## [AIM]
From the listing below, count the lines where the string "picture" occurs. Give the number, with no other words.

— Start EXERCISE MATERIALS —

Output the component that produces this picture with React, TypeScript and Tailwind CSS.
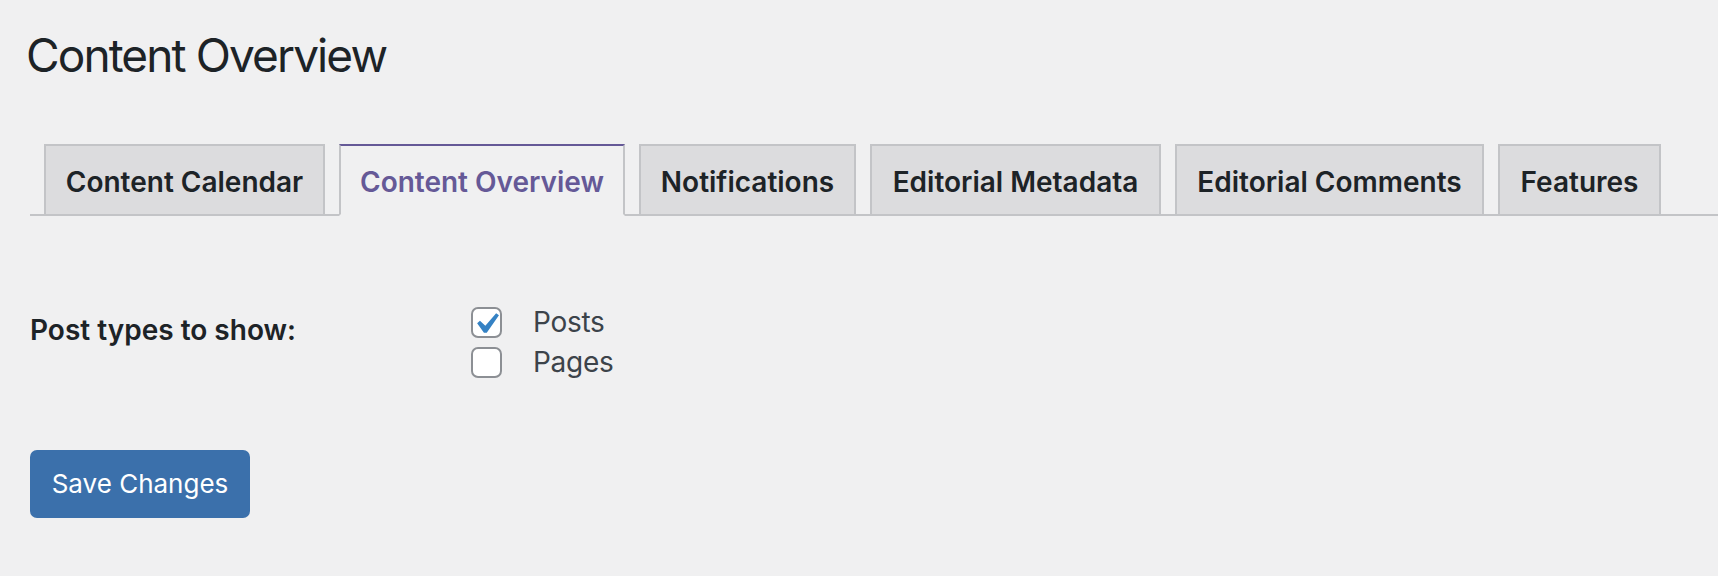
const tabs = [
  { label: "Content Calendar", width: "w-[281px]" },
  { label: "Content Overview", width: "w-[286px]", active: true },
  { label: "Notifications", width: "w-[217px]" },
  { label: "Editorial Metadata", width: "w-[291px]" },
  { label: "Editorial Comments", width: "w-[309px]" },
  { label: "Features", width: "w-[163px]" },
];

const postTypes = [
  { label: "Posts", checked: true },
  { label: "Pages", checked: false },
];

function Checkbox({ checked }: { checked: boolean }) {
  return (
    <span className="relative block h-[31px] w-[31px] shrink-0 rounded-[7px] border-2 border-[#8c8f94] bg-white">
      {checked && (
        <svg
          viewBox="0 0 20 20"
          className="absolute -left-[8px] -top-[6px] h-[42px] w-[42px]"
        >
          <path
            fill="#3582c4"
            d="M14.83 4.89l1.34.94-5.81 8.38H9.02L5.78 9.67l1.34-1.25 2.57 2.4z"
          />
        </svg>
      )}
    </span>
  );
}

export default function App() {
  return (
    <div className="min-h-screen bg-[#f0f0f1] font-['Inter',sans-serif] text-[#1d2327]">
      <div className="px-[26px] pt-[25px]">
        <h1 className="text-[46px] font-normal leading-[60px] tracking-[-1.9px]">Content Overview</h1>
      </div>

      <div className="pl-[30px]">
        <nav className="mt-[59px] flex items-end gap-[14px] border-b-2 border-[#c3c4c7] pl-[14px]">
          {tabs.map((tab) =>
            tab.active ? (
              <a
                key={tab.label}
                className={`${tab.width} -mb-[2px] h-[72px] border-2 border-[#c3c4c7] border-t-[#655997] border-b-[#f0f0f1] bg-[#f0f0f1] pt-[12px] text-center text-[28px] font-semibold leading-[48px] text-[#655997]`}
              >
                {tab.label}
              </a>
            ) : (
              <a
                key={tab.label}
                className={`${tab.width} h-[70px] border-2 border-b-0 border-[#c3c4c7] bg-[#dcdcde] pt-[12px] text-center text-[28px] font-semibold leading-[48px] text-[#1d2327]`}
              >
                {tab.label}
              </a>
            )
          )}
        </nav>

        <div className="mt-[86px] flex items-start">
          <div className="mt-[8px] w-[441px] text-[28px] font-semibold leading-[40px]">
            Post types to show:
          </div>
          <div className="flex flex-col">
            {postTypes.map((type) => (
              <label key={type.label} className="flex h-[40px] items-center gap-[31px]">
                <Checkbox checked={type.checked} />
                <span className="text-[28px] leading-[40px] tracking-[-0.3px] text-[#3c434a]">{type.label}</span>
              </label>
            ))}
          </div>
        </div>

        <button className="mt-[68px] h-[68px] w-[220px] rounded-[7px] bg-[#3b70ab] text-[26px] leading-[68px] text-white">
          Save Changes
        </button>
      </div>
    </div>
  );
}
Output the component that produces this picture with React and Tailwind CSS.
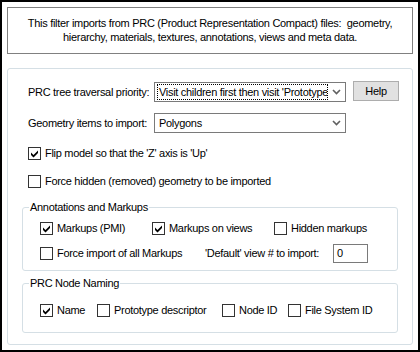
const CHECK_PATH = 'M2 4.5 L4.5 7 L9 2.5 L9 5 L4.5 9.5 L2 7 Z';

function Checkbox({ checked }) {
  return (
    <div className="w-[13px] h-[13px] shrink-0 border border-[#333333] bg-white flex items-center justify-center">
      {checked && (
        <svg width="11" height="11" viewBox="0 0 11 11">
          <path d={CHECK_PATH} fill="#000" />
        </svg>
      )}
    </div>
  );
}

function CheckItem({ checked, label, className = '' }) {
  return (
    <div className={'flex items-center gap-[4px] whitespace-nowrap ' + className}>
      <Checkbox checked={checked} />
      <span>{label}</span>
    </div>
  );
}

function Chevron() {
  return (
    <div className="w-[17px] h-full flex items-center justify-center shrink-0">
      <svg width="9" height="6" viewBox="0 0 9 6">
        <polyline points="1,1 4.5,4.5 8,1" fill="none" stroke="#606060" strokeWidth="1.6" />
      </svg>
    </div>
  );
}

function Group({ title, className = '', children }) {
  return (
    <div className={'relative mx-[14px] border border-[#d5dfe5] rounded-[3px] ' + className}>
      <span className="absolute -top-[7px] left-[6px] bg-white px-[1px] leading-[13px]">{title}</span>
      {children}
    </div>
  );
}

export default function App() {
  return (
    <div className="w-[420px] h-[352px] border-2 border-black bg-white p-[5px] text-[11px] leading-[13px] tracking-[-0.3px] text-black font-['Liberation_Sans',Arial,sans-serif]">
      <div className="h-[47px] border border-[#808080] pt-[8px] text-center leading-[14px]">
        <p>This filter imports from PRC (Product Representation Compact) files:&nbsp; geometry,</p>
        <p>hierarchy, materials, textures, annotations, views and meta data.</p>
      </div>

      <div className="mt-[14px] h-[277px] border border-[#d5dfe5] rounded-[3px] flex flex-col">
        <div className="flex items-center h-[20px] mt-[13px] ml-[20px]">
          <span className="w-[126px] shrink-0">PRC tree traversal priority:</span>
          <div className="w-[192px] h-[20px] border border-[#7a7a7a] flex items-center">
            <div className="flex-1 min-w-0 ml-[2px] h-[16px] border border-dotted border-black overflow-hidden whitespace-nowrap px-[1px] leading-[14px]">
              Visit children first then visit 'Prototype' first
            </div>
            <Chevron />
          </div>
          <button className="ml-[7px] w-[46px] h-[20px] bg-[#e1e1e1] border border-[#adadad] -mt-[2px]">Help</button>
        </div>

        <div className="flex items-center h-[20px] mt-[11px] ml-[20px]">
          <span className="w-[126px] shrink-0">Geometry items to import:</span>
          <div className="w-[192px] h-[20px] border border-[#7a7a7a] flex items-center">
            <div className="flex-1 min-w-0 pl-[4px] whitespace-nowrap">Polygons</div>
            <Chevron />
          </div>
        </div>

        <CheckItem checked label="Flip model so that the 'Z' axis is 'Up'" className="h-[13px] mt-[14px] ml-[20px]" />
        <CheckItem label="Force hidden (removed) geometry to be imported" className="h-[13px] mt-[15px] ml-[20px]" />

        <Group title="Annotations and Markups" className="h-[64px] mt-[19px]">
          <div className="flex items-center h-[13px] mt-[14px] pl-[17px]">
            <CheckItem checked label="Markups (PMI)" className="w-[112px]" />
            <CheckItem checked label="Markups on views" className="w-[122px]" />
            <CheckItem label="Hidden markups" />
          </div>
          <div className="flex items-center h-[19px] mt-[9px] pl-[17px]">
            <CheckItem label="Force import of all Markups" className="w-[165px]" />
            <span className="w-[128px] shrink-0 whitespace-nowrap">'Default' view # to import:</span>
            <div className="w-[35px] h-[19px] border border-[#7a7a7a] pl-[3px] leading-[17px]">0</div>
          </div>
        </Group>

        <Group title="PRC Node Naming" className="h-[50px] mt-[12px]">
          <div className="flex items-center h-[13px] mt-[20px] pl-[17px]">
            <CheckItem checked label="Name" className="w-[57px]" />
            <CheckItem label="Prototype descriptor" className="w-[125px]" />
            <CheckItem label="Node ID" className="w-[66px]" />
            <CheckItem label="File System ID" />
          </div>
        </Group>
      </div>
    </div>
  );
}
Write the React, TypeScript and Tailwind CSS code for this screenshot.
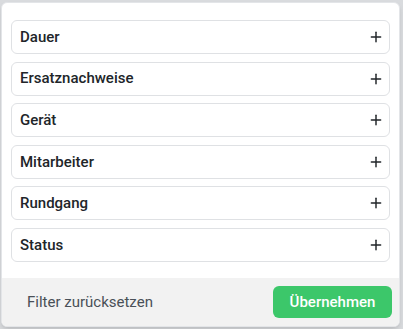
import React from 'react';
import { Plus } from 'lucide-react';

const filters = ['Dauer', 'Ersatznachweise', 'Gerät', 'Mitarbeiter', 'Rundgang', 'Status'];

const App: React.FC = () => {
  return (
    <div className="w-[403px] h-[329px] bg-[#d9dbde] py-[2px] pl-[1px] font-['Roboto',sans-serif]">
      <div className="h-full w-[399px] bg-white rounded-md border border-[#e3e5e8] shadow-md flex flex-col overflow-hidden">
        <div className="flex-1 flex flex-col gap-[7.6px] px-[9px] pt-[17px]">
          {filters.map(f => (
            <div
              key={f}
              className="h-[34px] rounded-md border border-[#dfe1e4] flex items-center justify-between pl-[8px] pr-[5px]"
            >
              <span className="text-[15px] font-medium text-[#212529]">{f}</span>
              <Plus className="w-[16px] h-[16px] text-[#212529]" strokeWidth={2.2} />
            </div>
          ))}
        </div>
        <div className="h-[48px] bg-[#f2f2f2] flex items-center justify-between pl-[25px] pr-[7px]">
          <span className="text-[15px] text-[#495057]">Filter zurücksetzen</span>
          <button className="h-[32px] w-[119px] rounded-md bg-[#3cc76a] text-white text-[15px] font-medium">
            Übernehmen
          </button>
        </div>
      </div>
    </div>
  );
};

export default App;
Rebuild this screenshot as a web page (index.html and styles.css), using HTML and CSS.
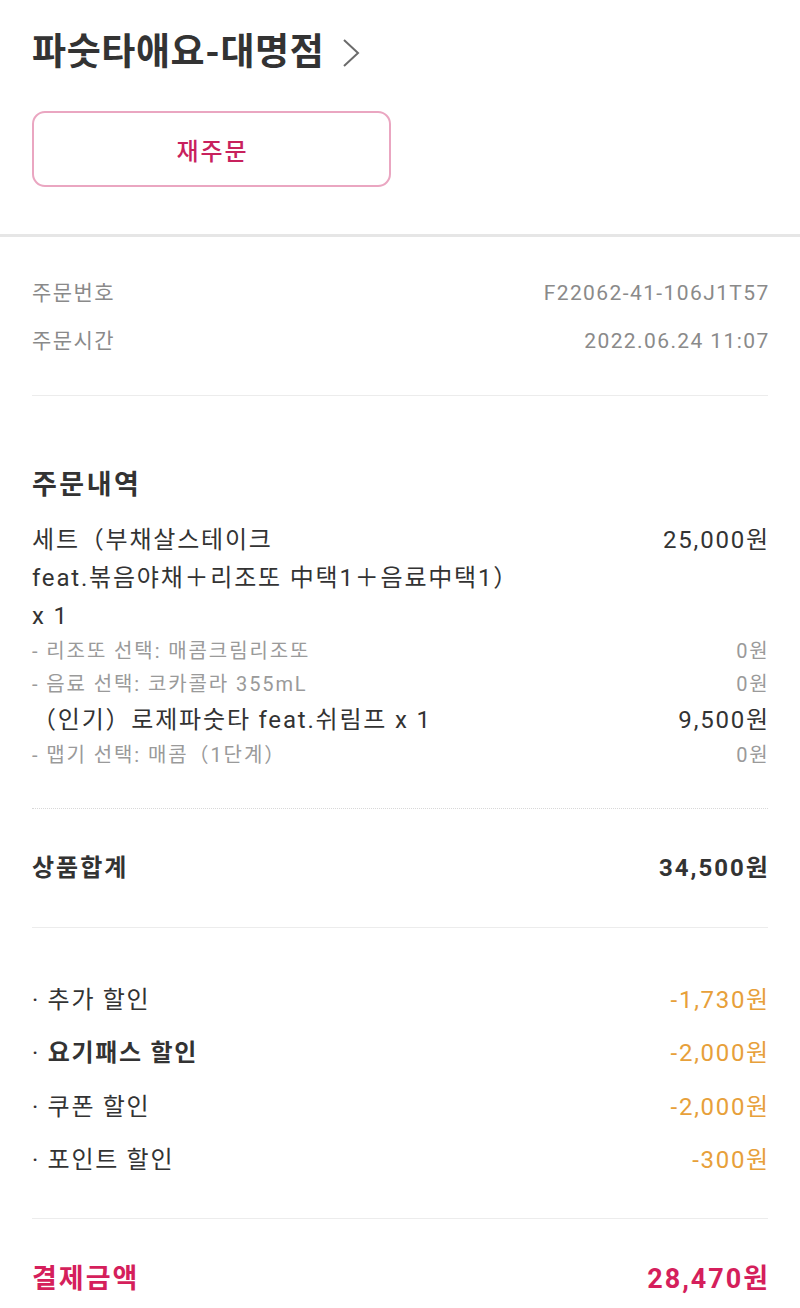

— End EXERCISE MATERIALS —

## [WRITTEN RESPONSE]
2